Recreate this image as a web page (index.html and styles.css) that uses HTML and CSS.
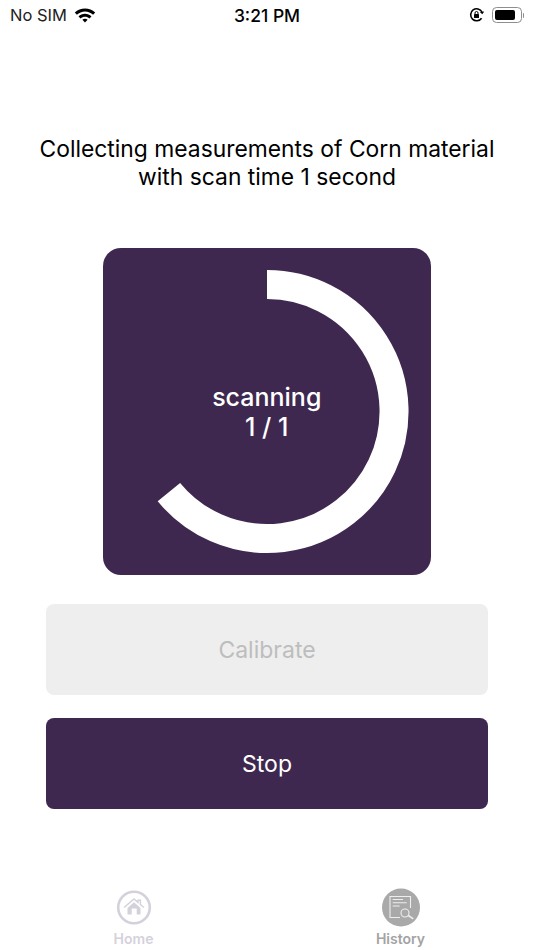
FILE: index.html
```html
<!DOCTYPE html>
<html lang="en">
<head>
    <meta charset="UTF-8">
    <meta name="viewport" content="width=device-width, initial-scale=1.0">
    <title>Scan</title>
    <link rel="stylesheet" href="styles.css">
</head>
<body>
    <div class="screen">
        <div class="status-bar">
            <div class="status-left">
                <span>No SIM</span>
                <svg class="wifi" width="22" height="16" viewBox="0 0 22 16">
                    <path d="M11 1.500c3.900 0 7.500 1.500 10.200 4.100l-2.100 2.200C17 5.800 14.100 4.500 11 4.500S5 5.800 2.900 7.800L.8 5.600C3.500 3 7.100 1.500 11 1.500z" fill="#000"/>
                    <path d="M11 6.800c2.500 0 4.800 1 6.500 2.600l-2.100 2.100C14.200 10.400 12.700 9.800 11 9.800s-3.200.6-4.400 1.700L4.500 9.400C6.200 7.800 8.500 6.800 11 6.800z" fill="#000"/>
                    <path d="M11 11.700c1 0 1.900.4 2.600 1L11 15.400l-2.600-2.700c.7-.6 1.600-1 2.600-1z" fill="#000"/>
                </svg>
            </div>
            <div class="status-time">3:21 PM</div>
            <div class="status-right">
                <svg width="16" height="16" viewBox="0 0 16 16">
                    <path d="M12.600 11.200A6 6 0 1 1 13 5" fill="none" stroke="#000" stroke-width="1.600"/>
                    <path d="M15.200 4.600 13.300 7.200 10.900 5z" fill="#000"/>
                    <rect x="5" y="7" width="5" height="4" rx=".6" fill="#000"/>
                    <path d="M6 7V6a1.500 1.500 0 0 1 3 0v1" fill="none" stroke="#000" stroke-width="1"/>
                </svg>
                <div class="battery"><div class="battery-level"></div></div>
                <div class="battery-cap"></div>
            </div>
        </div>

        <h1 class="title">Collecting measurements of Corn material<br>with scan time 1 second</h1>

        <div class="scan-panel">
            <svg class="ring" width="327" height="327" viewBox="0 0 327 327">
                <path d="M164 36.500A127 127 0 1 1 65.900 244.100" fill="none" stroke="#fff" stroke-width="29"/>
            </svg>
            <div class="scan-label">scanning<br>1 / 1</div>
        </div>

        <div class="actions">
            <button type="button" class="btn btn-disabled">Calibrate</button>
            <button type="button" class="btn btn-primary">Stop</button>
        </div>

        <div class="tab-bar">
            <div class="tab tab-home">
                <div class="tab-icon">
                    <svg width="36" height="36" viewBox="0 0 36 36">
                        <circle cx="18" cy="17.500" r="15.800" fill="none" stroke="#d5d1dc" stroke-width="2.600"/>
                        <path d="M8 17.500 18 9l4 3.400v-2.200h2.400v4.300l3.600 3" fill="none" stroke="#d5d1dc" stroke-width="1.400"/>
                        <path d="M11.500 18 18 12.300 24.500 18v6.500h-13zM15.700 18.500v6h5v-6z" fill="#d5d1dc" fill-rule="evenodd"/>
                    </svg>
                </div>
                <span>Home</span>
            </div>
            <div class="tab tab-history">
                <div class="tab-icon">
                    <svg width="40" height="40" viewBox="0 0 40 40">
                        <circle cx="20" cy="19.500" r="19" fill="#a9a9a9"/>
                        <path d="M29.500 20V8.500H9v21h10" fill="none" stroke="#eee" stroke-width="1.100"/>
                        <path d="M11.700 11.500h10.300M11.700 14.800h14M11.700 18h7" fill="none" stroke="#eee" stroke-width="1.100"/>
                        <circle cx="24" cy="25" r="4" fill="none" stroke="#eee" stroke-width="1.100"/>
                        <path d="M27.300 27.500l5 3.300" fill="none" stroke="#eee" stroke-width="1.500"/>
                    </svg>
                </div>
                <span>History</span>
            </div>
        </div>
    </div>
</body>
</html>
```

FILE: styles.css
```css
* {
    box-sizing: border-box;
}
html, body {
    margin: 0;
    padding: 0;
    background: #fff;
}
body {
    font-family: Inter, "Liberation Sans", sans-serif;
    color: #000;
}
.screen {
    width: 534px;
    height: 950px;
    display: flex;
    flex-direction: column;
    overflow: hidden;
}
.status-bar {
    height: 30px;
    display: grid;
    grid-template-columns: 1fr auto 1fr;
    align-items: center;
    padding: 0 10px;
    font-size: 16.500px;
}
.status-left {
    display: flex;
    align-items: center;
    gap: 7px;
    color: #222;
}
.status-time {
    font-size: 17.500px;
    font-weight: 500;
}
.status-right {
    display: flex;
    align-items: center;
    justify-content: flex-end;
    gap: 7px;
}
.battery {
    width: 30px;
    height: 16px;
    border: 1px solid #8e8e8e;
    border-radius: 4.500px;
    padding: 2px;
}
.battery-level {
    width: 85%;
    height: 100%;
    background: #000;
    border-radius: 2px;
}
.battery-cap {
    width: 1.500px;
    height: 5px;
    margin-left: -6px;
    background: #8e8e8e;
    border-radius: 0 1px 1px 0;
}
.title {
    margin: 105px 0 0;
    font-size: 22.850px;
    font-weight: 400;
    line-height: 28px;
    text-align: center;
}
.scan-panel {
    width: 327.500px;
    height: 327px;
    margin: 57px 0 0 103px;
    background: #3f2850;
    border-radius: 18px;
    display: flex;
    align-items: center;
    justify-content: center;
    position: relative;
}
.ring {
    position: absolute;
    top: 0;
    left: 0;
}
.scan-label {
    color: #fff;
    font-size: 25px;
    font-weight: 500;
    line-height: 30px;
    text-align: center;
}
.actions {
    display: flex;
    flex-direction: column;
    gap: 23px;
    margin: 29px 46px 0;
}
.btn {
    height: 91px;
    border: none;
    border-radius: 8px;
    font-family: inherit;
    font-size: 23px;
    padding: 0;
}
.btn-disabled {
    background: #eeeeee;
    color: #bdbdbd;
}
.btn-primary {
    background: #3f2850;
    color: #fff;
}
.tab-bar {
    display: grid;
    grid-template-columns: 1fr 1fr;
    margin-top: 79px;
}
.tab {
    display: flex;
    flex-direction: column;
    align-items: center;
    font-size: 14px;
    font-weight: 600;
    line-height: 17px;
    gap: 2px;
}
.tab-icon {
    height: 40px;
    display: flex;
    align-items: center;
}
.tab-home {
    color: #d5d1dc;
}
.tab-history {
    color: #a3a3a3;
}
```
:::::
→ What the exercise asks:
Report all lines of the data that include the word "styles".

→ Solution to the problem:
Recreate this image as a web page (index.html and styles.css) that uses HTML and CSS.
    <link rel="stylesheet" href="styles.css">
FILE: styles.css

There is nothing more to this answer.